(Dataset content):
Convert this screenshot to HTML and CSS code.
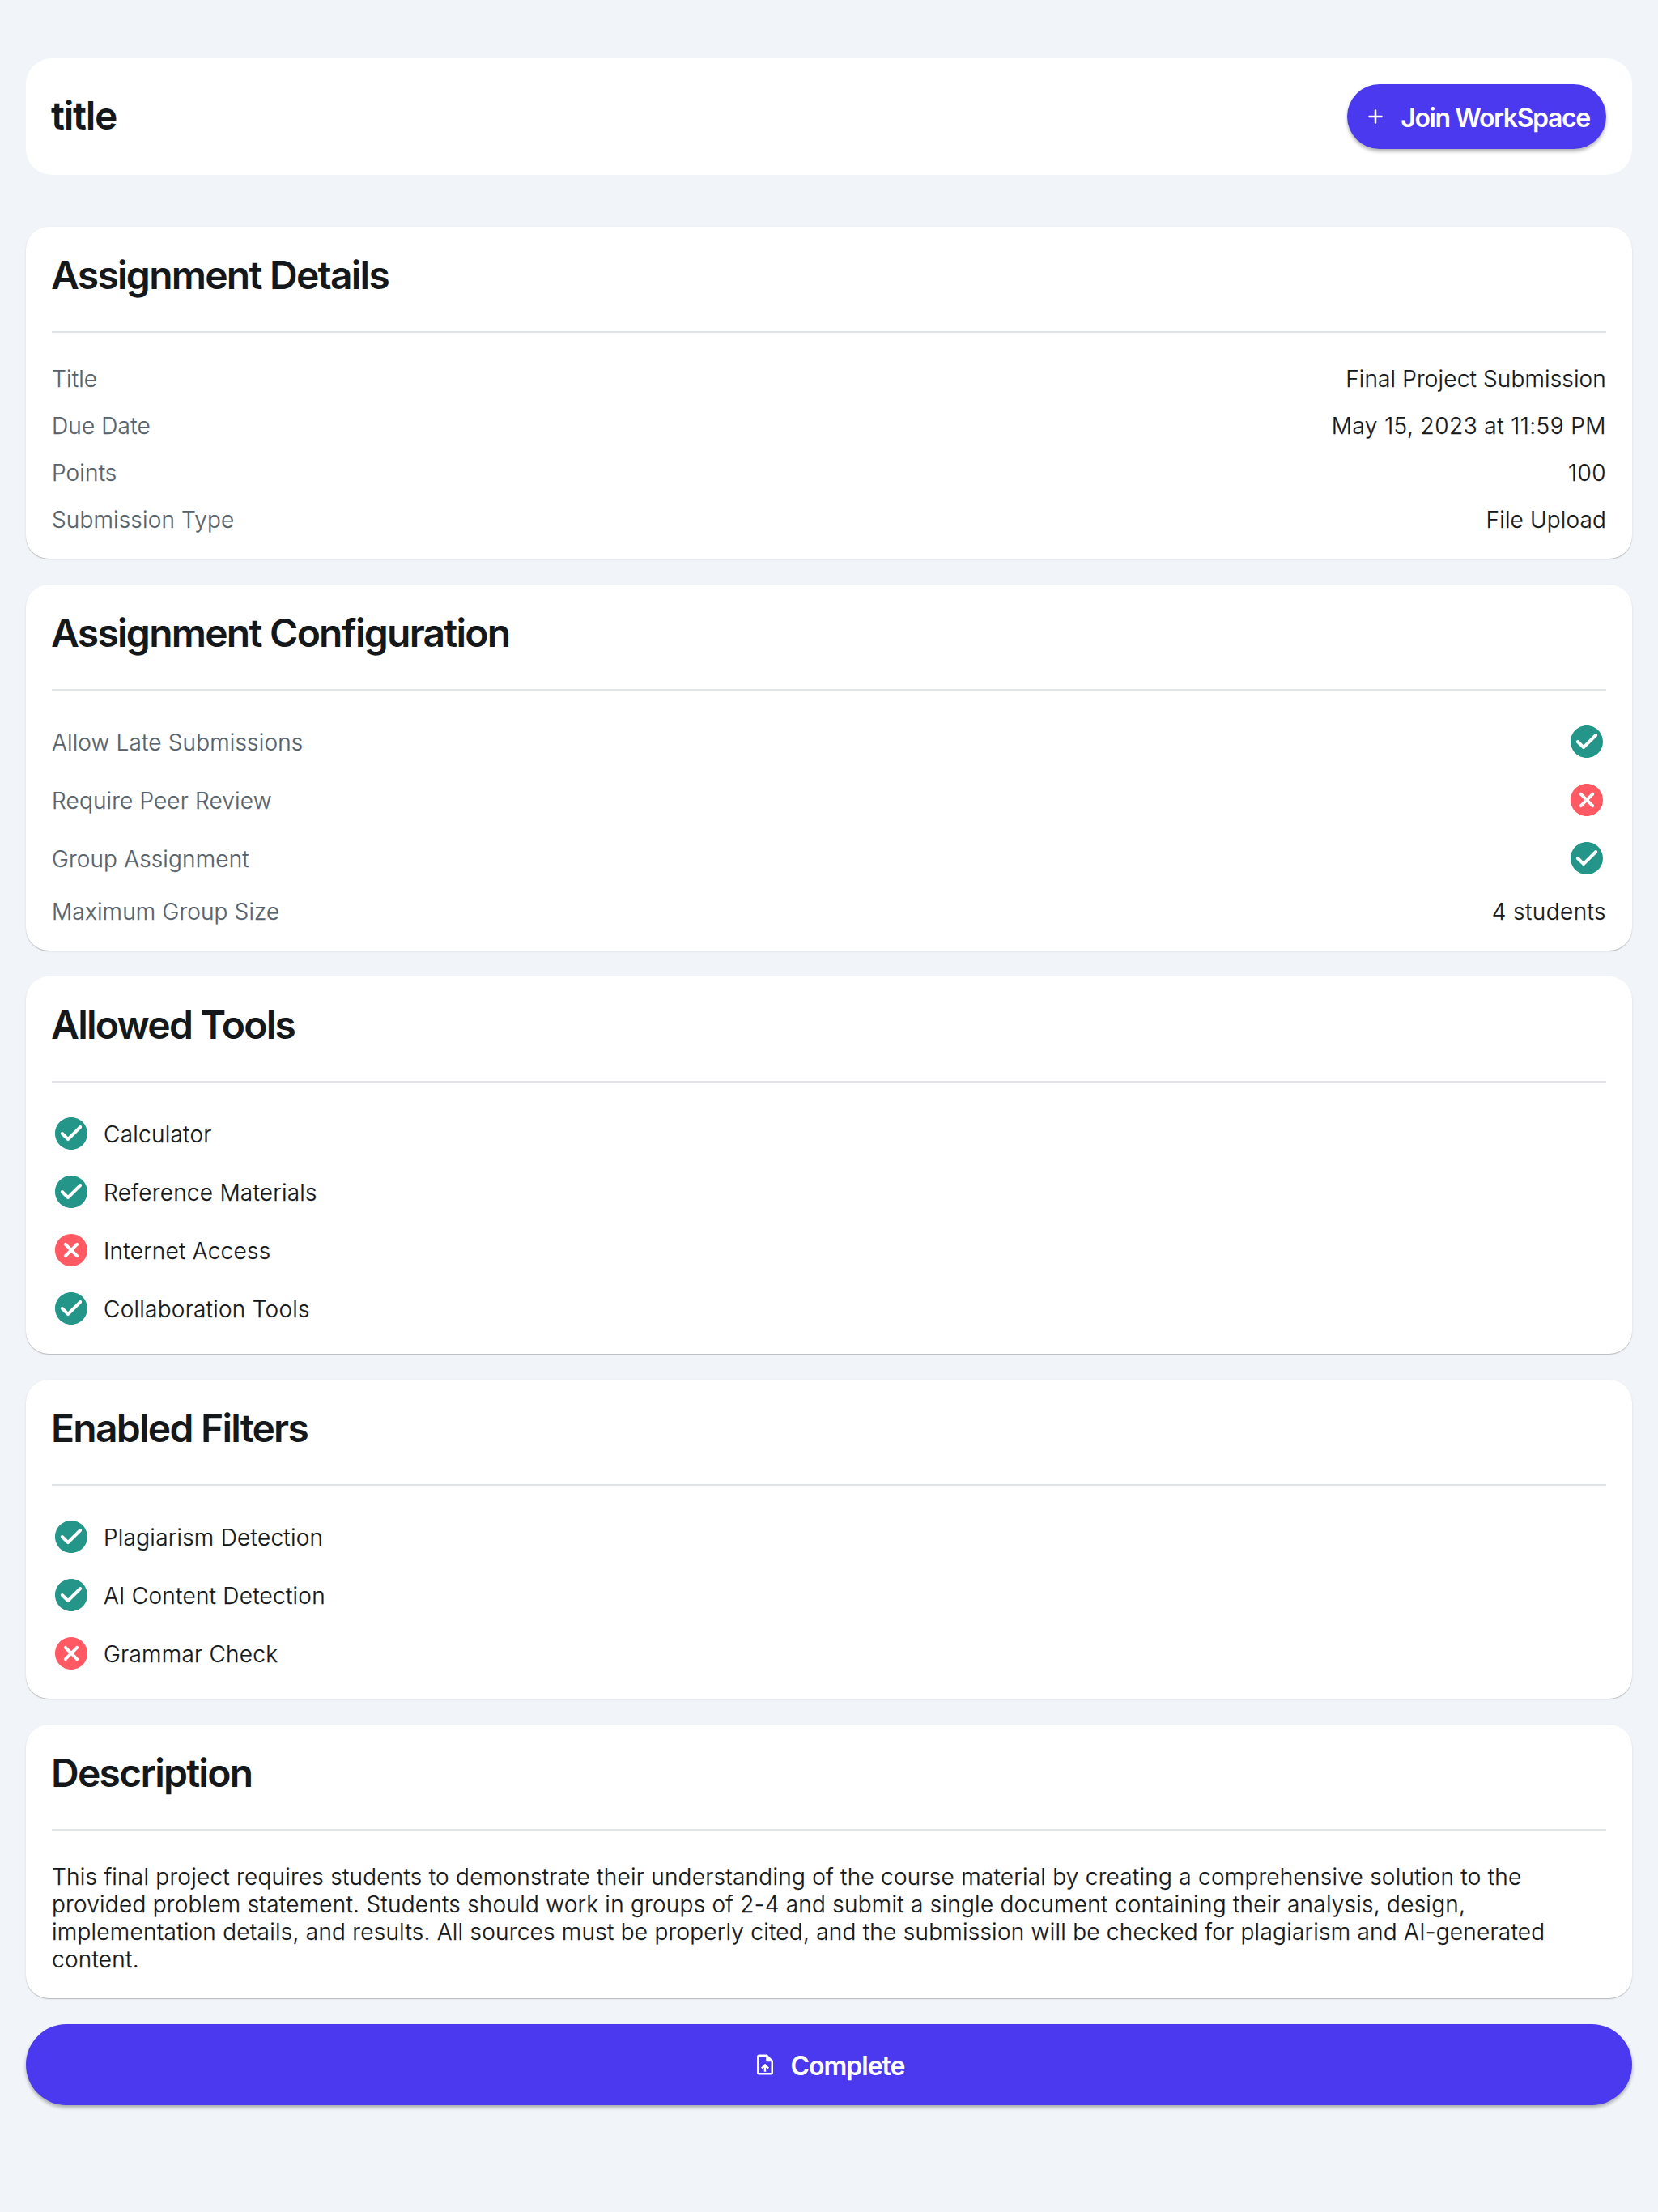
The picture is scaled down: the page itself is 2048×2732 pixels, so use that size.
FILE: index.html
```html
<!DOCTYPE html>
<html lang="en">
<head>
<meta charset="utf-8">
<title>Assignment</title>
<link rel="stylesheet" href="styles.css">
</head>
<body>
<svg class="sprite" aria-hidden="true">
  <symbol id="check" viewBox="0 0 24 24"><path d="M12 2C6.48 2 2 6.48 2 12s4.48 10 10 10 10-4.48 10-10S17.52 2 12 2zM9.29 16.29 5.7 12.7c-.39-.39-.39-1.02 0-1.41.39-.39 1.02-.39 1.41 0L10 14.17l6.88-6.88c.39-.39 1.02-.39 1.41 0 .39.39.39 1.02 0 1.41l-7.59 7.59c-.38.39-1.02.39-1.41 0z"/></symbol>
  <symbol id="cancel" viewBox="0 0 24 24"><path d="M12 2C6.47 2 2 6.47 2 12s4.47 10 10 10 10-4.47 10-10S17.53 2 12 2zm4.3 14.3c-.39.39-1.02.39-1.41 0L12 13.41 9.11 16.3c-.39.39-1.02.39-1.41 0-.39-.39-.39-1.02 0-1.41L10.59 12 7.7 9.11c-.39-.39-.39-1.02 0-1.41.39-.39 1.02-.39 1.41 0L12 10.59l2.89-2.89c.39-.39 1.02-.39 1.41 0 .39.39.39 1.02 0 1.41L13.41 12l2.89 2.89c.38.38.38 1.02 0 1.41z"/></symbol>
  <symbol id="add" viewBox="0 0 24 24"><path d="M18 13h-5v5c0 .55-.45 1-1 1s-1-.45-1-1v-5H6c-.55 0-1-.45-1-1s.45-1 1-1h5V6c0-.55.45-1 1-1s1 .45 1 1v5h5c.55 0 1 .45 1 1s-.45 1-1 1z"/></symbol>
  <symbol id="upload" viewBox="0 0 24 24"><path d="M14 2H6c-1.1 0-1.99.9-1.99 2L4 20c0 1.1.89 2 1.99 2H18c1.1 0 2-.9 2-2V8l-6-6zm4 18H6V4h7v5h5v11zM8 15.01l1.41 1.41L11 14.84V19h2v-4.16l1.59 1.59L16 15.01 12.01 11 8 15.01z"/></symbol>
</svg>
<main class="page">
  <header class="header">
    <h1 class="heading title">title</h1>
    <button class="button join"><svg class="button-icon"><use href="#add"/></svg><span class="button-text">Join WorkSpace</span></button>
  </header>

  <section class="card">
    <h2 class="heading">Assignment Details</h2>
    <hr class="divider">
    <div class="row"><span class="label">Title</span><span>Final Project Submission</span></div>
    <div class="row"><span class="label">Due Date</span><span class="numeric">May 15, 2023 at 11:59 PM</span></div>
    <div class="row"><span class="label">Points</span><span class="numeric">100</span></div>
    <div class="row"><span class="label">Submission Type</span><span>File Upload</span></div>
  </section>

  <section class="card">
    <h2 class="heading">Assignment Configuration</h2>
    <hr class="divider">
    <div class="row"><span class="label">Allow Late Submissions</span><svg class="icon yes"><use href="#check"/></svg></div>
    <div class="row"><span class="label">Require Peer Review</span><svg class="icon no"><use href="#cancel"/></svg></div>
    <div class="row"><span class="label">Group Assignment</span><svg class="icon yes"><use href="#check"/></svg></div>
    <div class="row"><span class="label">Maximum Group Size</span><span class="numeric">4 students</span></div>
  </section>

  <section class="card">
    <h2 class="heading">Allowed Tools</h2>
    <hr class="divider">
    <div class="item"><svg class="icon yes"><use href="#check"/></svg><span>Calculator</span></div>
    <div class="item"><svg class="icon yes"><use href="#check"/></svg><span>Reference Materials</span></div>
    <div class="item"><svg class="icon no"><use href="#cancel"/></svg><span>Internet Access</span></div>
    <div class="item"><svg class="icon yes"><use href="#check"/></svg><span>Collaboration Tools</span></div>
  </section>

  <section class="card">
    <h2 class="heading">Enabled Filters</h2>
    <hr class="divider">
    <div class="item"><svg class="icon yes"><use href="#check"/></svg><span>Plagiarism Detection</span></div>
    <div class="item"><svg class="icon yes"><use href="#check"/></svg><span>AI Content Detection</span></div>
    <div class="item"><svg class="icon no"><use href="#cancel"/></svg><span>Grammar Check</span></div>
  </section>

  <section class="card">
    <h2 class="heading">Description</h2>
    <hr class="divider">
    <p class="text">This final project requires students to demonstrate their understanding of the course material by creating a comprehensive solution to the provided problem statement. Students should work in groups of 2-4 and submit a single document containing their analysis, design, implementation details, and results. All sources must be properly cited, and the submission will be checked for plagiarism and AI-generated content.</p>
  </section>

  <button class="button complete"><svg class="button-icon"><use href="#upload"/></svg><span class="button-text">Complete</span></button>
</main>
</body>
</html>
```
FILE: styles.css
```css
* { box-sizing: border-box; }

body {
  margin: 0;
  min-height: 2732px;
  background: #f1f4f8;
  color: #14181b;
  font: 300 28px/34px Inter, sans-serif;
  letter-spacing: 0.25px;
}

.sprite { display: none; }

.page {
  display: flex;
  flex-direction: column;
  gap: 32px;
  padding: 72px 32px 0;
}

.header {
  display: flex;
  align-items: center;
  justify-content: space-between;
  height: 144px;
  margin-bottom: 32px;
  padding: 0 32px;
  border-radius: 32px;
  background: #fff;
}

.heading {
  margin: -1px 0 1px -1px;
  font-size: 48px;
  font-weight: 600;
  line-height: 58px;
  letter-spacing: -1.75px;
}

.title { letter-spacing: -1.3px; }

.card {
  display: flex;
  flex-direction: column;
  gap: 24px;
  padding: 32px;
  border-radius: 28px;
  background: #fff;
  box-shadow: 0 1px 1px rgba(0, 0, 0, 0.2), 0 1px 3px rgba(0, 0, 0, 0.06);
}

.divider {
  width: 100%;
  height: 2px;
  margin: 15px 0;
  border: 0;
  background: #e0e3e7;
}

.row {
  display: flex;
  align-items: center;
  justify-content: space-between;
  letter-spacing: 0.15px;
}

.item {
  display: flex;
  align-items: center;
  gap: 16px;
}

.row span,
.item span,
.text {
  padding-top: 1px;
  margin-bottom: -1px;
  -webkit-text-stroke: 0.25px currentColor;
}

.label { color: #57636c; }
.numeric { letter-spacing: 0.45px; }

.icon {
  width: 48px;
  height: 48px;
}

.yes { fill: #249689; }
.no { fill: #ff5963; }

.text { margin-top: 0; }

.button {
  display: flex;
  align-items: center;
  justify-content: center;
  gap: 16px;
  padding: 0;
  border: 0;
  background: #4b39ef;
  color: #fff;
  font: 600 32px/40px Inter, sans-serif;
  letter-spacing: -1px;
  box-shadow: 0 3px 4px rgba(0, 0, 0, 0.3);
}

.button-text { padding-top: 3px; }

.button-icon {
  width: 30px;
  height: 30px;
  fill: #fff;
}

.join {
  width: 320px;
  height: 80px;
  border-radius: 40px;
  letter-spacing: -1.4px;
}

.complete {
  width: 100%;
  height: 100px;
  border-radius: 50px;
}
```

(The task):
Without the pictures, print the whole listing exactly as given.

(Worked solution):
Convert this screenshot to HTML and CSS code.
The picture is scaled down: the page itself is 2048×2732 pixels, so use that size.
FILE: index.html
```html
<!DOCTYPE html>
<html lang="en">
<head>
<meta charset="utf-8">
<title>Assignment</title>
<link rel="stylesheet" href="styles.css">
</head>
<body>
<svg class="sprite" aria-hidden="true">
  <symbol id="check" viewBox="0 0 24 24"><path d="M12 2C6.48 2 2 6.48 2 12s4.48 10 10 10 10-4.48 10-10S17.52 2 12 2zM9.29 16.29 5.7 12.7c-.39-.39-.39-1.02 0-1.41.39-.39 1.02-.39 1.41 0L10 14.17l6.88-6.88c.39-.39 1.02-.39 1.41 0 .39.39.39 1.02 0 1.41l-7.59 7.59c-.38.39-1.02.39-1.41 0z"/></symbol>
  <symbol id="cancel" viewBox="0 0 24 24"><path d="M12 2C6.47 2 2 6.47 2 12s4.47 10 10 10 10-4.47 10-10S17.53 2 12 2zm4.3 14.3c-.39.39-1.02.39-1.41 0L12 13.41 9.11 16.3c-.39.39-1.02.39-1.41 0-.39-.39-.39-1.02 0-1.41L10.59 12 7.7 9.11c-.39-.39-.39-1.02 0-1.41.39-.39 1.02-.39 1.41 0L12 10.59l2.89-2.89c.39-.39 1.02-.39 1.41 0 .39.39.39 1.02 0 1.41L13.41 12l2.89 2.89c.38.38.38 1.02 0 1.41z"/></symbol>
  <symbol id="add" viewBox="0 0 24 24"><path d="M18 13h-5v5c0 .55-.45 1-1 1s-1-.45-1-1v-5H6c-.55 0-1-.45-1-1s.45-1 1-1h5V6c0-.55.45-1 1-1s1 .45 1 1v5h5c.55 0 1 .45 1 1s-.45 1-1 1z"/></symbol>
  <symbol id="upload" viewBox="0 0 24 24"><path d="M14 2H6c-1.1 0-1.99.9-1.99 2L4 20c0 1.1.89 2 1.99 2H18c1.1 0 2-.9 2-2V8l-6-6zm4 18H6V4h7v5h5v11zM8 15.01l1.41 1.41L11 14.84V19h2v-4.16l1.59 1.59L16 15.01 12.01 11 8 15.01z"/></symbol>
</svg>
<main class="page">
  <header class="header">
    <h1 class="heading title">title</h1>
    <button class="button join"><svg class="button-icon"><use href="#add"/></svg><span class="button-text">Join WorkSpace</span></button>
  </header>

  <section class="card">
    <h2 class="heading">Assignment Details</h2>
    <hr class="divider">
    <div class="row"><span class="label">Title</span><span>Final Project Submission</span></div>
    <div class="row"><span class="label">Due Date</span><span class="numeric">May 15, 2023 at 11:59 PM</span></div>
    <div class="row"><span class="label">Points</span><span class="numeric">100</span></div>
    <div class="row"><span class="label">Submission Type</span><span>File Upload</span></div>
  </section>

  <section class="card">
    <h2 class="heading">Assignment Configuration</h2>
    <hr class="divider">
    <div class="row"><span class="label">Allow Late Submissions</span><svg class="icon yes"><use href="#check"/></svg></div>
    <div class="row"><span class="label">Require Peer Review</span><svg class="icon no"><use href="#cancel"/></svg></div>
    <div class="row"><span class="label">Group Assignment</span><svg class="icon yes"><use href="#check"/></svg></div>
    <div class="row"><span class="label">Maximum Group Size</span><span class="numeric">4 students</span></div>
  </section>

  <section class="card">
    <h2 class="heading">Allowed Tools</h2>
    <hr class="divider">
    <div class="item"><svg class="icon yes"><use href="#check"/></svg><span>Calculator</span></div>
    <div class="item"><svg class="icon yes"><use href="#check"/></svg><span>Reference Materials</span></div>
    <div class="item"><svg class="icon no"><use href="#cancel"/></svg><span>Internet Access</span></div>
    <div class="item"><svg class="icon yes"><use href="#check"/></svg><span>Collaboration Tools</span></div>
  </section>

  <section class="card">
    <h2 class="heading">Enabled Filters</h2>
    <hr class="divider">
    <div class="item"><svg class="icon yes"><use href="#check"/></svg><span>Plagiarism Detection</span></div>
    <div class="item"><svg class="icon yes"><use href="#check"/></svg><span>AI Content Detection</span></div>
    <div class="item"><svg class="icon no"><use href="#cancel"/></svg><span>Grammar Check</span></div>
  </section>

  <section class="card">
    <h2 class="heading">Description</h2>
    <hr class="divider">
    <p class="text">This final project requires students to demonstrate their understanding of the course material by creating a comprehensive solution to the provided problem statement. Students should work in groups of 2-4 and submit a single document containing their analysis, design, implementation details, and results. All sources must be properly cited, and the submission will be checked for plagiarism and AI-generated content.</p>
  </section>

  <button class="button complete"><svg class="button-icon"><use href="#upload"/></svg><span class="button-text">Complete</span></button>
</main>
</body>
</html>
```
FILE: styles.css
```css
* { box-sizing: border-box; }

body {
  margin: 0;
  min-height: 2732px;
  background: #f1f4f8;
  color: #14181b;
  font: 300 28px/34px Inter, sans-serif;
  letter-spacing: 0.25px;
}

.sprite { display: none; }

.page {
  display: flex;
  flex-direction: column;
  gap: 32px;
  padding: 72px 32px 0;
}

.header {
  display: flex;
  align-items: center;
  justify-content: space-between;
  height: 144px;
  margin-bottom: 32px;
  padding: 0 32px;
  border-radius: 32px;
  background: #fff;
}

.heading {
  margin: -1px 0 1px -1px;
  font-size: 48px;
  font-weight: 600;
  line-height: 58px;
  letter-spacing: -1.75px;
}

.title { letter-spacing: -1.3px; }

.card {
  display: flex;
  flex-direction: column;
  gap: 24px;
  padding: 32px;
  border-radius: 28px;
  background: #fff;
  box-shadow: 0 1px 1px rgba(0, 0, 0, 0.2), 0 1px 3px rgba(0, 0, 0, 0.06);
}

.divider {
  width: 100%;
  height: 2px;
  margin: 15px 0;
  border: 0;
  background: #e0e3e7;
}

.row {
  display: flex;
  align-items: center;
  justify-content: space-between;
  letter-spacing: 0.15px;
}

.item {
  display: flex;
  align-items: center;
  gap: 16px;
}

.row span,
.item span,
.text {
  padding-top: 1px;
  margin-bottom: -1px;
  -webkit-text-stroke: 0.25px currentColor;
}

.label { color: #57636c; }
.numeric { letter-spacing: 0.45px; }

.icon {
  width: 48px;
  height: 48px;
}

.yes { fill: #249689; }
.no { fill: #ff5963; }

.text { margin-top: 0; }

.button {
  display: flex;
  align-items: center;
  justify-content: center;
  gap: 16px;
  padding: 0;
  border: 0;
  background: #4b39ef;
  color: #fff;
  font: 600 32px/40px Inter, sans-serif;
  letter-spacing: -1px;
  box-shadow: 0 3px 4px rgba(0, 0, 0, 0.3);
}

.button-text { padding-top: 3px; }

.button-icon {
  width: 30px;
  height: 30px;
  fill: #fff;
}

.join {
  width: 320px;
  height: 80px;
  border-radius: 40px;
  letter-spacing: -1.4px;
}

.complete {
  width: 100%;
  height: 100px;
  border-radius: 50px;
}
```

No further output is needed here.